For most of my life, I assumed history was more or less settled. The textbooks told a story—of great kings, famous battles, and slow progress toward something we now call modern society. But when I started looking more closely, especially at the role of women in that history, the story fell apart.

What I found wasn’t just missing pages—it was missing people. Missing voices. Whole lives and contributions that had been erased or ignored, simply because they didn’t fit the dominant narrative.

That’s how History Waits to Be Heard was born.

I’m not a historian in the academic sense. I’m a researcher, a questioner, someone who’s never quite fit into traditional roles or accepted traditional answers. My book is driven by a simple philosophy I call Equality Without Distinction—the idea that we should see each other not as categories, but as contributors. Not as genders or labels, but as people with value.
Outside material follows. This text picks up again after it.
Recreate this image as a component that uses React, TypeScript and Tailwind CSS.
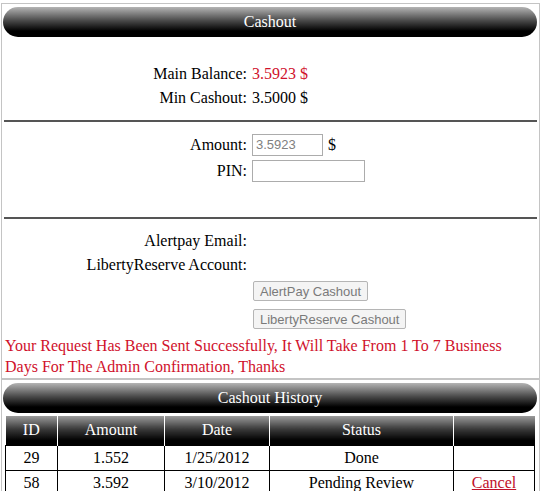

Writing this book became more than just an intellectual exercise. It became a mission. I wanted to lift the veil on how power, gender, and societal memory shape the world we live in today—and what we lose when we only tell half the story.

This blog will follow that same spirit. Sometimes I’ll share behind-the-scenes insights, or historical reflections that didn’t make it into the book. Other times I’ll talk about my creative process or things I’ve learned from readers. And maybe—just maybe—I’ll help you see history a little differently too.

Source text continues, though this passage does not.